My Spiritual Home
Deacon Larry Rieger

I came to the CEC in middle age, forced to leave my prior denomination when they abandoned scriptural authority in pursuit of social relevance.  My journey was one of searching the marketplace for a liturgical church using a traditional Eucharist of the Lord’s presence, with a desire also to find a church where I could enjoy worship music.  I was a lifelong liturgical Christian, and very comfortable with the liturgical framework of the Catholic/Anglican traditions. I was comfortable with the Lutheran service I looked at, but desired weekly Eucharist.  The CEC provided the liturgy and weekly Eucharist, but I was very unfamiliar with, and a little discomforted, by the Charismatic part of worship, which I had experienced in lesser degrees in times I had worshipped with more evangelical friends.  My friends who welcomed me to the CEC assured me I would be more comfortable over time, and I also took a small group teaching in the Charismatic part of worship, and was soon at home.

What I found most appealing about the CEC was that not only did I feel very much at home in a theological orthodox faith well expressed within a familiar and comfortable liturgy, but I found the continued reliance and teaching of Holy Scripture, together with spiritually uplifting praise music filled a spiritual void within me.  Yet even as all my traditional spiritual desires were being met, I was both challenged and intrigued by those around me who were enlivened by the various expressions of the Holy Spirit. I could see others being fulfilled and comforted by the Holy Spirit, but I was not feeling it myself, and I knew that I wanted it and needed it.

I had just been in the CEC for two years when troubled times came to the denomination, and my own small parish, which had more than tripled in size in two years, dissolved.  Again I looked for a new home, but every place I went, there was a sense of something missing. After several years of drifting from denomination to denomination, I was able to meet with some other former members and reconnecting with a CEC bishop, started a new CEC parish, which has now doubled in size in the last two years, and is looking ahead.

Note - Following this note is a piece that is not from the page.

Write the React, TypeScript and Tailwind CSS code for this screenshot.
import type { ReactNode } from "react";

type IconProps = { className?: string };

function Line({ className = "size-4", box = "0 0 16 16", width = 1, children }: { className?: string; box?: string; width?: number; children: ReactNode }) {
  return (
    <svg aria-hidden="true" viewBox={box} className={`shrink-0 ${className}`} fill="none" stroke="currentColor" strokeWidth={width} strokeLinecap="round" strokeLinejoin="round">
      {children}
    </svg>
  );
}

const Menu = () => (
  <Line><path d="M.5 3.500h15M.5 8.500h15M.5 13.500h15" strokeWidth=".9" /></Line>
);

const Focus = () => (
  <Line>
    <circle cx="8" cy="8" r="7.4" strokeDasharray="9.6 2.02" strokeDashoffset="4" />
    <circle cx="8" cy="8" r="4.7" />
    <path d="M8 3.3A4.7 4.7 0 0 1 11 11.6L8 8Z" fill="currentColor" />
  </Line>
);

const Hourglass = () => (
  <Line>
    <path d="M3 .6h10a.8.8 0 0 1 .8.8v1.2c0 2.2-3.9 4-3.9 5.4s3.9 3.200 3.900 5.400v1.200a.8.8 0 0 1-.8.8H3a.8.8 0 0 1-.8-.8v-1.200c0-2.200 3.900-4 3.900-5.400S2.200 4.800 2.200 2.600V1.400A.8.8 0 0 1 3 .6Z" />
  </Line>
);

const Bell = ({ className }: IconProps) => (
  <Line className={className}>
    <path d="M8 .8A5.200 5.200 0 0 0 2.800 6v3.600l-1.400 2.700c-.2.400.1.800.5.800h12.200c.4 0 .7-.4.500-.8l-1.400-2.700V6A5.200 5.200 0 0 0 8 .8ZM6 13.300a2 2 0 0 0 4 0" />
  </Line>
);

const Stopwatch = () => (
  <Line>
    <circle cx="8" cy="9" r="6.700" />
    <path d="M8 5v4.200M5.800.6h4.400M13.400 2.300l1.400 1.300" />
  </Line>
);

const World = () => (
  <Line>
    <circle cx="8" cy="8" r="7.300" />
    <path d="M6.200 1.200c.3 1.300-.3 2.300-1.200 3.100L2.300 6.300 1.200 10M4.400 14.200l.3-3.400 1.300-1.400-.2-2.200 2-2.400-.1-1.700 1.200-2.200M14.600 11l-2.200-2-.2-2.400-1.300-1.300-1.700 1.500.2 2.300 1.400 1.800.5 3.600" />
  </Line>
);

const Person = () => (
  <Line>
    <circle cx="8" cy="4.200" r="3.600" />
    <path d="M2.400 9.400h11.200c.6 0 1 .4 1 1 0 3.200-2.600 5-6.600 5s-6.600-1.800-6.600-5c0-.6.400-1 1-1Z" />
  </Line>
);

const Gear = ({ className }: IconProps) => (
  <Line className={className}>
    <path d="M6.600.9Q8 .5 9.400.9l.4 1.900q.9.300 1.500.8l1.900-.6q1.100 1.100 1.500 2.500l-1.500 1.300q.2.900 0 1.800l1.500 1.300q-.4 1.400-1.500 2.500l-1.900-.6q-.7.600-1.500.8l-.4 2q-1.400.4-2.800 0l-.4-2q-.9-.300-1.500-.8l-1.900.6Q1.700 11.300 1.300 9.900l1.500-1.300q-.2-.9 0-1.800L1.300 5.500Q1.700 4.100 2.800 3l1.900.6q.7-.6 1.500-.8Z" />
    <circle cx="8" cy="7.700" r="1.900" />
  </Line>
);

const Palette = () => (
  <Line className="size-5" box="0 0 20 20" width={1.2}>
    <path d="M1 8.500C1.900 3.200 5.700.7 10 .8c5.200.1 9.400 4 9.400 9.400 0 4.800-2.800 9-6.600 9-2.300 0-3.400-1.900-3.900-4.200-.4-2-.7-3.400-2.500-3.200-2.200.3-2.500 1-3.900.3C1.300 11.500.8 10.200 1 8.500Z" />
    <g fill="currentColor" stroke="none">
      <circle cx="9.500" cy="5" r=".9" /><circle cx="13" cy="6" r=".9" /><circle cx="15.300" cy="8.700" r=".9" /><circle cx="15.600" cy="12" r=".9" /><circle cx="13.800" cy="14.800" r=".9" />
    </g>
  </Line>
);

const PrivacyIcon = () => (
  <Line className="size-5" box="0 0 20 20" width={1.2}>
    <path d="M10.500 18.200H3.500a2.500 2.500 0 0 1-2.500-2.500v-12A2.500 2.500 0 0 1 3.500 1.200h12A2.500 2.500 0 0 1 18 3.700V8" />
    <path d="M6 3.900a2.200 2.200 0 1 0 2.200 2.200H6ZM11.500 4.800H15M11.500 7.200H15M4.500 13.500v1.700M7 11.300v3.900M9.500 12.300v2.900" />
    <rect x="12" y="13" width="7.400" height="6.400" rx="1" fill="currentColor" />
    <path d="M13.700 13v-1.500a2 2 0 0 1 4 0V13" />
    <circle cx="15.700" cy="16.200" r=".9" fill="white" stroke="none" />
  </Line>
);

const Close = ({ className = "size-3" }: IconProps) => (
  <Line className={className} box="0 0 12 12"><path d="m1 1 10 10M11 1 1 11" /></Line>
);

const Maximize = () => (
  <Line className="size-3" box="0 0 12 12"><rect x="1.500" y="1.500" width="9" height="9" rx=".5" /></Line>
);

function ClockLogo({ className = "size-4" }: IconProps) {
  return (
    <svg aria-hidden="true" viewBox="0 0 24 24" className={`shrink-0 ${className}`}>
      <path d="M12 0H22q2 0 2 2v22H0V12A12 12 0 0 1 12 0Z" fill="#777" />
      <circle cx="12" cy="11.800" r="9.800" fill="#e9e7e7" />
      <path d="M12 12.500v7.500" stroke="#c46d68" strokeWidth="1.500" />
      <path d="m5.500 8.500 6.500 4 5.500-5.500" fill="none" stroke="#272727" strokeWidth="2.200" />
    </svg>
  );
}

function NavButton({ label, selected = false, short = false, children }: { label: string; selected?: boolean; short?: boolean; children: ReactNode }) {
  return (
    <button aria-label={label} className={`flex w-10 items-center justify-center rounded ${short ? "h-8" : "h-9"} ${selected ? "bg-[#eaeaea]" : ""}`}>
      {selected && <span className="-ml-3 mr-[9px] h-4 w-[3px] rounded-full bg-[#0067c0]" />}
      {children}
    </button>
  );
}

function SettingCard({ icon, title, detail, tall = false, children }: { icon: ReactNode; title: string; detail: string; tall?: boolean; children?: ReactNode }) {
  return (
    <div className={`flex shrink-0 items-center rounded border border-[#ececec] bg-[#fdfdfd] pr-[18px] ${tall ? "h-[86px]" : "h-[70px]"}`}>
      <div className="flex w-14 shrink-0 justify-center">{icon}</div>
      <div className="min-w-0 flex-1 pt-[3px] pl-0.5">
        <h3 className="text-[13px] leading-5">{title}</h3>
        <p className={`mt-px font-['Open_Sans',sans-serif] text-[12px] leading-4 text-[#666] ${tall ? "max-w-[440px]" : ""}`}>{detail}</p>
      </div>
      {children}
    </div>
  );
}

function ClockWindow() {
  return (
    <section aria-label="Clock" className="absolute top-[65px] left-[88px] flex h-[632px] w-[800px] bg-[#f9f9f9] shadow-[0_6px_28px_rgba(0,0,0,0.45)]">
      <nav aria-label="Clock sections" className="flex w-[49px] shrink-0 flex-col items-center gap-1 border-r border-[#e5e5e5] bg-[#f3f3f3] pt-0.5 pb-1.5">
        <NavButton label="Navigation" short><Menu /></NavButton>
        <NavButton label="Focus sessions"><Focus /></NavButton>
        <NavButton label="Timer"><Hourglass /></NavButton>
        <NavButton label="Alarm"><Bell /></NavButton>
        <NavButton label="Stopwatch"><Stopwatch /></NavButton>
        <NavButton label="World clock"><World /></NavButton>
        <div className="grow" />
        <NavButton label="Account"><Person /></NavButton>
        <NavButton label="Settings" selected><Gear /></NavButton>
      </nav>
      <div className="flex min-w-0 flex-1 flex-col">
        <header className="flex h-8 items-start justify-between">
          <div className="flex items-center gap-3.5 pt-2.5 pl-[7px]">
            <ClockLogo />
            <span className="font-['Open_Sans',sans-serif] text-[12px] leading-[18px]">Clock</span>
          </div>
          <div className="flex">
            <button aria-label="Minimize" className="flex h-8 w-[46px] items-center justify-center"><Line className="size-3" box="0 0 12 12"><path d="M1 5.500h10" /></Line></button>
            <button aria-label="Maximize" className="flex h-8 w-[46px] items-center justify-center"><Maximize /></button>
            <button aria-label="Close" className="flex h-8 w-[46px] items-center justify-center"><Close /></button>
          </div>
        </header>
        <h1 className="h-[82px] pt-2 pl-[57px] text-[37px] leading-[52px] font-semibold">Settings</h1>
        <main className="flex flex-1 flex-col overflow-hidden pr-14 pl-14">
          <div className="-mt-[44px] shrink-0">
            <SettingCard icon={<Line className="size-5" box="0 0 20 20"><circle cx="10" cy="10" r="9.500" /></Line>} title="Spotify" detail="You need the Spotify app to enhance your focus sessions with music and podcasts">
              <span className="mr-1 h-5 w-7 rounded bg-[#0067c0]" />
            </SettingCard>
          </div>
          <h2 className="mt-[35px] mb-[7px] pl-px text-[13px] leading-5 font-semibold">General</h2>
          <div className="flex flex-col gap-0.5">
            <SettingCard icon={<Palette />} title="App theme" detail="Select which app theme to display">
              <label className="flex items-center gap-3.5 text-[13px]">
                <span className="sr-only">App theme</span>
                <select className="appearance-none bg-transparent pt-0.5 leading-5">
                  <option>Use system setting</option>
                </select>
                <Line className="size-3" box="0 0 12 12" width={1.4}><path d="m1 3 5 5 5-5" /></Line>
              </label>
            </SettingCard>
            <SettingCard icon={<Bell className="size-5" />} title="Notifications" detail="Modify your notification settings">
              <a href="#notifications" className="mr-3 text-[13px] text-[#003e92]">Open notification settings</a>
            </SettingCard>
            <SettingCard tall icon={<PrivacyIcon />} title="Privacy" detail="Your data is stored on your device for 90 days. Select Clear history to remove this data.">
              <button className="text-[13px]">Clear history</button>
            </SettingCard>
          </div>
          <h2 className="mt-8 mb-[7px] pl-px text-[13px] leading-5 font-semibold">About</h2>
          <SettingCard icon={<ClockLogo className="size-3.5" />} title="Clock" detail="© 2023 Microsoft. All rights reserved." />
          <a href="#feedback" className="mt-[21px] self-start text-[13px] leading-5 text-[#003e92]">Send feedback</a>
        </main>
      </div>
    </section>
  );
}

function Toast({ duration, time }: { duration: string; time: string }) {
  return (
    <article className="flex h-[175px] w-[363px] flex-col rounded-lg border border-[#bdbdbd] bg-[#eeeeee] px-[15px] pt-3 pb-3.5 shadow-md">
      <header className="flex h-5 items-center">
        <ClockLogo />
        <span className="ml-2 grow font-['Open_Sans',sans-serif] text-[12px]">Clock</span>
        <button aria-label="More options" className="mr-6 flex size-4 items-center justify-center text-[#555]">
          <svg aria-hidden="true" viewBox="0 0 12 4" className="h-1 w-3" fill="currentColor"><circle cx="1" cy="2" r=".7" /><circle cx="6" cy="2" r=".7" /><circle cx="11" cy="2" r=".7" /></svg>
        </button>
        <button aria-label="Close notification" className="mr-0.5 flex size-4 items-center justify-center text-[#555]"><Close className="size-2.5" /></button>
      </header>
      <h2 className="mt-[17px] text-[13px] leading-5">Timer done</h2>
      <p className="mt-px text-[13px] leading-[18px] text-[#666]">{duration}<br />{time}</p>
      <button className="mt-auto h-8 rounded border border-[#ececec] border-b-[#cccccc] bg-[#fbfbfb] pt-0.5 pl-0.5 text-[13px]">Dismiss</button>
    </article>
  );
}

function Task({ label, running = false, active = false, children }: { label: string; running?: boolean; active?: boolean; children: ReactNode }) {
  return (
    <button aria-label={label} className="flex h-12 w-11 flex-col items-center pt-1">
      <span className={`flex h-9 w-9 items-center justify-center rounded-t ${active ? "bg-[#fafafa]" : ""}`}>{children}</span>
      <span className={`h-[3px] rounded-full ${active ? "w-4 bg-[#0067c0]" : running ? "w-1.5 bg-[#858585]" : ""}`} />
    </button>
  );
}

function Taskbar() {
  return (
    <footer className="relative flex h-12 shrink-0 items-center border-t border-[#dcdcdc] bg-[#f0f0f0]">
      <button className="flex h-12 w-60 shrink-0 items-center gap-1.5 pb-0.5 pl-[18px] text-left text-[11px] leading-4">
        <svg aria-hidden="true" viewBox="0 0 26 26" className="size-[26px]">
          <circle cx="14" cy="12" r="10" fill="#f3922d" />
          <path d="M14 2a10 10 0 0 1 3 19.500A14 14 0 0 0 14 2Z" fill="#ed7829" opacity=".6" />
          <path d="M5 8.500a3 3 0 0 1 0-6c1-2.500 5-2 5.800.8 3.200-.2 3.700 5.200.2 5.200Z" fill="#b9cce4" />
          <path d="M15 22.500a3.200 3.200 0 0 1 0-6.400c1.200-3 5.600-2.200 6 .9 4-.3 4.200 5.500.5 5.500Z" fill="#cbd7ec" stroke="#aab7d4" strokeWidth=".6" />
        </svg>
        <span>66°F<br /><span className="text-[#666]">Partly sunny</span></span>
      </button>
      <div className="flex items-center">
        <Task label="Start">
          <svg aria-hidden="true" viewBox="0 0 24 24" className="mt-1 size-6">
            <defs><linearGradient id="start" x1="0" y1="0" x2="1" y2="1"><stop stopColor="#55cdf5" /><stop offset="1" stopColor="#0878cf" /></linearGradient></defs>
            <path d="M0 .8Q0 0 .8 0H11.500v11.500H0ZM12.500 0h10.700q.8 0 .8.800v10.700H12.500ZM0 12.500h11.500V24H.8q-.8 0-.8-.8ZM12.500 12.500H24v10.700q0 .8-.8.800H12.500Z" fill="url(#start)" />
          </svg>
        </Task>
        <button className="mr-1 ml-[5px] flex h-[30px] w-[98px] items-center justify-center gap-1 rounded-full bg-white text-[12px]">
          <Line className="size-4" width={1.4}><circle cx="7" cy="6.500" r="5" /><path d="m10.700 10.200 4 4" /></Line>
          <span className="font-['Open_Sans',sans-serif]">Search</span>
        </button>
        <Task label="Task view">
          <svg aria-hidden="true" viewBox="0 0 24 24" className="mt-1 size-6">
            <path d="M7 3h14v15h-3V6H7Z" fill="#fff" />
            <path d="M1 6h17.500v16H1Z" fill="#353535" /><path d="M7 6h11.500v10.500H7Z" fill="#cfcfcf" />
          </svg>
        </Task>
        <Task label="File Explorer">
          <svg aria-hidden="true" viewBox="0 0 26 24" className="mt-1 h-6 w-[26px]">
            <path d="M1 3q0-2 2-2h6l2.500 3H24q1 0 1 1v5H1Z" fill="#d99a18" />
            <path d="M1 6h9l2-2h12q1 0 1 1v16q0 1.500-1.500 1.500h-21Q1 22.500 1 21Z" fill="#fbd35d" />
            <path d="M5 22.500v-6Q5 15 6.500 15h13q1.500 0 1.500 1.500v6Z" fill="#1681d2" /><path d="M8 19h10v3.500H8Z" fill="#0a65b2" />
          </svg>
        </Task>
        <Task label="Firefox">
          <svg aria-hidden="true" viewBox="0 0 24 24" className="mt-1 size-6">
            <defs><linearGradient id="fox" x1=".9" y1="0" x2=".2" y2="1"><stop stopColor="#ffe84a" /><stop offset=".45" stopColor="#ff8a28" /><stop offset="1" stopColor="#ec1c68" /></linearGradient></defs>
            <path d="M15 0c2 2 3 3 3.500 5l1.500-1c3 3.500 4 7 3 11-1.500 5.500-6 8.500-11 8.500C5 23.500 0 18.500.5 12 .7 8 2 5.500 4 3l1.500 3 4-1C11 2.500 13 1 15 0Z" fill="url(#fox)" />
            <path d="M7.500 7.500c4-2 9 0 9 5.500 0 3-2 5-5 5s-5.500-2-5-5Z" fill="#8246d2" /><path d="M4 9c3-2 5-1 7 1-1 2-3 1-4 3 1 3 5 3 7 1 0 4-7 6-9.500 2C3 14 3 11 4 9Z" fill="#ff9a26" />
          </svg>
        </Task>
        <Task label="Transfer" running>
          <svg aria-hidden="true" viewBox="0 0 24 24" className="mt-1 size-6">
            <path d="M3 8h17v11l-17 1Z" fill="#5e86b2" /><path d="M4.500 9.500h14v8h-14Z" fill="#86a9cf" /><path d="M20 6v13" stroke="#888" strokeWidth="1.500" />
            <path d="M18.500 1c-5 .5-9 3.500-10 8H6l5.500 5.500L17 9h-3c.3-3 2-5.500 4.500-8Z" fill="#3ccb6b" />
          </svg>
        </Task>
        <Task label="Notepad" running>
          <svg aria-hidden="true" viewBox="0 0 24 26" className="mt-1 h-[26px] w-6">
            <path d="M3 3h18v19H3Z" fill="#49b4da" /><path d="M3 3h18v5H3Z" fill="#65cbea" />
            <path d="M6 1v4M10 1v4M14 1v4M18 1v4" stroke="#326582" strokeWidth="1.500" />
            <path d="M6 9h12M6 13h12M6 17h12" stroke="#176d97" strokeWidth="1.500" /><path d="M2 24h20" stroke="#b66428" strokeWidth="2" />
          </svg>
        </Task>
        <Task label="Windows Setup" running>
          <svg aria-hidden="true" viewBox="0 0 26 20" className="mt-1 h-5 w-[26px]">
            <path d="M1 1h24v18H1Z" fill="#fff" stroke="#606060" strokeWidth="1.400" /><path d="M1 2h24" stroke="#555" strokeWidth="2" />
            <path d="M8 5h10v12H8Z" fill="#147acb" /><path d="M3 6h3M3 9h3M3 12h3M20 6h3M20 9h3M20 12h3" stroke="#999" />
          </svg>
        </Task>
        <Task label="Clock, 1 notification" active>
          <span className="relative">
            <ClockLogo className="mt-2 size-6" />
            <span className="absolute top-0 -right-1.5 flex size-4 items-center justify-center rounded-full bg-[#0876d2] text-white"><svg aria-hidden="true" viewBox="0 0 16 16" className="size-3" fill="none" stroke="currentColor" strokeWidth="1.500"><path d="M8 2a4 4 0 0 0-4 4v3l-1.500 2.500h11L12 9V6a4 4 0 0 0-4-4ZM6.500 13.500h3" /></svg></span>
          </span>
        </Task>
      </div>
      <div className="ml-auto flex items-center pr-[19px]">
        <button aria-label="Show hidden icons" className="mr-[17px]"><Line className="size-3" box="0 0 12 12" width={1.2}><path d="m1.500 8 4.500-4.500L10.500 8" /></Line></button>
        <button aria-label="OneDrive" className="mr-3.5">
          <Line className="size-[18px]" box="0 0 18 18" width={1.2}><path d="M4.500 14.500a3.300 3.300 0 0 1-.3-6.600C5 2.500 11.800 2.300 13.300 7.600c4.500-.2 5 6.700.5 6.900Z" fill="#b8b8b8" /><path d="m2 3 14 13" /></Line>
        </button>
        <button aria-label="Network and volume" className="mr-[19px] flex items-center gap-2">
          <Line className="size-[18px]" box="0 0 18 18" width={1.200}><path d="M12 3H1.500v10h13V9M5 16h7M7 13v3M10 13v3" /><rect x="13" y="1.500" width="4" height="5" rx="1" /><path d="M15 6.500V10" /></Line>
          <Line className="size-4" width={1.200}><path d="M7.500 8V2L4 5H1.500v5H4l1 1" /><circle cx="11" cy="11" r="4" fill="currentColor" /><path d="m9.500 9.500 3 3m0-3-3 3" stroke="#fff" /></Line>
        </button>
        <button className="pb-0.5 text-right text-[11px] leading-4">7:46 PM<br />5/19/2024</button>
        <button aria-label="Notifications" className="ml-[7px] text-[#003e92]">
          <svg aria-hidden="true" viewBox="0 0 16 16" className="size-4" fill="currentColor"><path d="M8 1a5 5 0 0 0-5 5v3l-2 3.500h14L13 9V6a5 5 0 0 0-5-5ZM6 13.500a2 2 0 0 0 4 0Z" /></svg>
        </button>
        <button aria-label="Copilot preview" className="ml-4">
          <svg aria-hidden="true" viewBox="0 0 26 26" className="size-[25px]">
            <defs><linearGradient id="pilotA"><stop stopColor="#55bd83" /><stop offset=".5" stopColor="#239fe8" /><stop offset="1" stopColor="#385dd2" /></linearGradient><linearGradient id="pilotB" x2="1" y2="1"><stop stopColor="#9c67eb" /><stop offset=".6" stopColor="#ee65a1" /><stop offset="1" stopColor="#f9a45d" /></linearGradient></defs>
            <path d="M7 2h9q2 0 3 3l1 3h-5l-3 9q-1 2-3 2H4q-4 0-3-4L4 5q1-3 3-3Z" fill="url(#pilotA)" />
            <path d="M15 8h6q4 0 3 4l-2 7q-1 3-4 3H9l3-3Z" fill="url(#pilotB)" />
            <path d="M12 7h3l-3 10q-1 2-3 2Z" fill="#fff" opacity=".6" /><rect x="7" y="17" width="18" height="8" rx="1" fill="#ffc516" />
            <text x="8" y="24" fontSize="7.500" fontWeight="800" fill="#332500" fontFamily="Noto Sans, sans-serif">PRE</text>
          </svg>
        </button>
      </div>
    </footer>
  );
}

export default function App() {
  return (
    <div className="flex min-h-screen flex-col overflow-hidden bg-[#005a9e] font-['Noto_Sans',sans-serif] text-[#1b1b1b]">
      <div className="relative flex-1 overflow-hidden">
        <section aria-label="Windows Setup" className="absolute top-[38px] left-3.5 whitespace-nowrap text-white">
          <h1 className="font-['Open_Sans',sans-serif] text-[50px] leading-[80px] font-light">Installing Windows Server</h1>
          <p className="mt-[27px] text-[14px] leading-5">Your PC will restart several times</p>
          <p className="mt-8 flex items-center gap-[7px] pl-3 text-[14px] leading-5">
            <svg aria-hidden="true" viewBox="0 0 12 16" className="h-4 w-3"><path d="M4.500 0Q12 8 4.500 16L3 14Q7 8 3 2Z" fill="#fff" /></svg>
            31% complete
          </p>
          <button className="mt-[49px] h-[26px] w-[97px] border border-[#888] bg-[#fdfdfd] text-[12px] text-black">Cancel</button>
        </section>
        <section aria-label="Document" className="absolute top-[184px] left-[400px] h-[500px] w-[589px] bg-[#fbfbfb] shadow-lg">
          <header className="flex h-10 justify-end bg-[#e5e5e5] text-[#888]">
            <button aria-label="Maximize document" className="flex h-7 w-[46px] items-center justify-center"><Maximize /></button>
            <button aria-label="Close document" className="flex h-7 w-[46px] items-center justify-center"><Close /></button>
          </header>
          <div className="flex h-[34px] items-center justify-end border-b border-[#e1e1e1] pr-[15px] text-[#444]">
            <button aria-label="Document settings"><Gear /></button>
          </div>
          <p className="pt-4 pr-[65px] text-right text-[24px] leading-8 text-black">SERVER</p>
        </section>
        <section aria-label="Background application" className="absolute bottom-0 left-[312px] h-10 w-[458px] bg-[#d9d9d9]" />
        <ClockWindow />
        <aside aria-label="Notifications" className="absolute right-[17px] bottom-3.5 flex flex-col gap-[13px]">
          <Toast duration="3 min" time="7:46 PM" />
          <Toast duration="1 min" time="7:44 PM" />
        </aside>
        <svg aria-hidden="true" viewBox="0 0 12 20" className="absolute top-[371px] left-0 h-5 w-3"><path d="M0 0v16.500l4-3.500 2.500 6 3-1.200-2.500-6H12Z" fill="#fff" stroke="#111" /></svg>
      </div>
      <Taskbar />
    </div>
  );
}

Although I am still in a relatively small parish, and have been asked why I don’t move to a larger church with all the facilities and activities, that I would like to see, I would not want to journey away from the CEC again.  There is a rightness to my being part of this group, and a spiritual fullness in our worship and fellowship. In travel to where there is not a local CEC church to worship in, I always find a significant aspect of my worship missing regardless of which other church I visit.  The full three streams of worship which the CEC provides has returned me to the complete authentic worship that characterized the undivided Christian church, and I have found my spiritual home.